Problem to work on =>
Among the lines of these entries, how many hold the word "React"? State only the number.
---- Source material
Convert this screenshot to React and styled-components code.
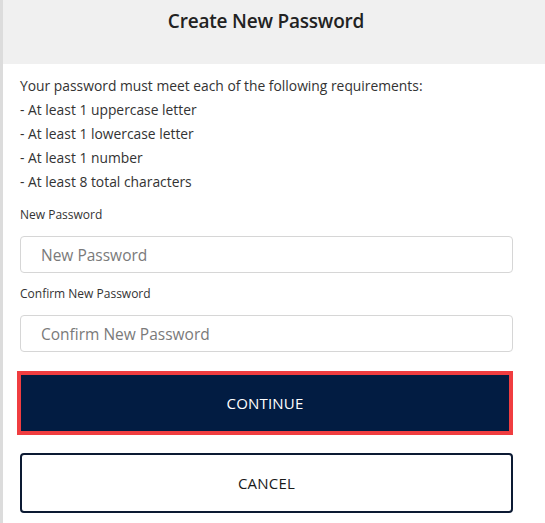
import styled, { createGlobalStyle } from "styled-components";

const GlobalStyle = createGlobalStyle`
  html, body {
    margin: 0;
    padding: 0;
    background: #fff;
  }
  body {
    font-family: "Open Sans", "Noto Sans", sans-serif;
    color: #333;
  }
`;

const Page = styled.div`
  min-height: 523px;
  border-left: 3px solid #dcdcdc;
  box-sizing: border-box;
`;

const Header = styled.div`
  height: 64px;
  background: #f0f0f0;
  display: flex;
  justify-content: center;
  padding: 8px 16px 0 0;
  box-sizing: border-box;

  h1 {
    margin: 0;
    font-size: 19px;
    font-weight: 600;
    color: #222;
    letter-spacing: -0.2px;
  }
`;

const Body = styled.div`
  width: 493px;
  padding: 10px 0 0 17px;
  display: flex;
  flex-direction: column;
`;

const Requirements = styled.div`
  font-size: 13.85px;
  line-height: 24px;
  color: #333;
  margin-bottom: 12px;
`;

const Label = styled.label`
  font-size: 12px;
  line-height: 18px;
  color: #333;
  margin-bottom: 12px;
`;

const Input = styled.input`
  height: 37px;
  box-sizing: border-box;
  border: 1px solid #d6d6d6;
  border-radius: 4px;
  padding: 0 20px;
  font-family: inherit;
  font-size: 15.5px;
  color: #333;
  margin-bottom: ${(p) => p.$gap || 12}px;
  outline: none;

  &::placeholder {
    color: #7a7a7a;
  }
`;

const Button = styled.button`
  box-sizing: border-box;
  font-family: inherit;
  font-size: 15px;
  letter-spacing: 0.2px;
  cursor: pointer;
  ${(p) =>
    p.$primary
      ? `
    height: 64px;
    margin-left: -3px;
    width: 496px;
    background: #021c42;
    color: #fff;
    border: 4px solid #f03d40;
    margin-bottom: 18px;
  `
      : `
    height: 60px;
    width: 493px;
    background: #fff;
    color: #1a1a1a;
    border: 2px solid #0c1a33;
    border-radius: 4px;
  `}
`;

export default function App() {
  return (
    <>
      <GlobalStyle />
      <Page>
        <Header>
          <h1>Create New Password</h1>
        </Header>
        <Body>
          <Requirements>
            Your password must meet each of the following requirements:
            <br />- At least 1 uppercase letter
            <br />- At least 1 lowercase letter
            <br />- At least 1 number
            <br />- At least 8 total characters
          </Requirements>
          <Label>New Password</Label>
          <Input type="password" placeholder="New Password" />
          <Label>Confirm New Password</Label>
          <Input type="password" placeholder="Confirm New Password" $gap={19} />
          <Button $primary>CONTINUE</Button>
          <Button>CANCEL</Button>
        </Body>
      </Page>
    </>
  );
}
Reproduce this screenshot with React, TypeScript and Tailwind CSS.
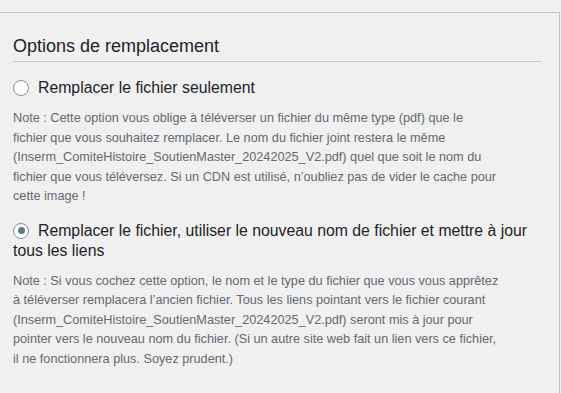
--------
Answer to the task =>
2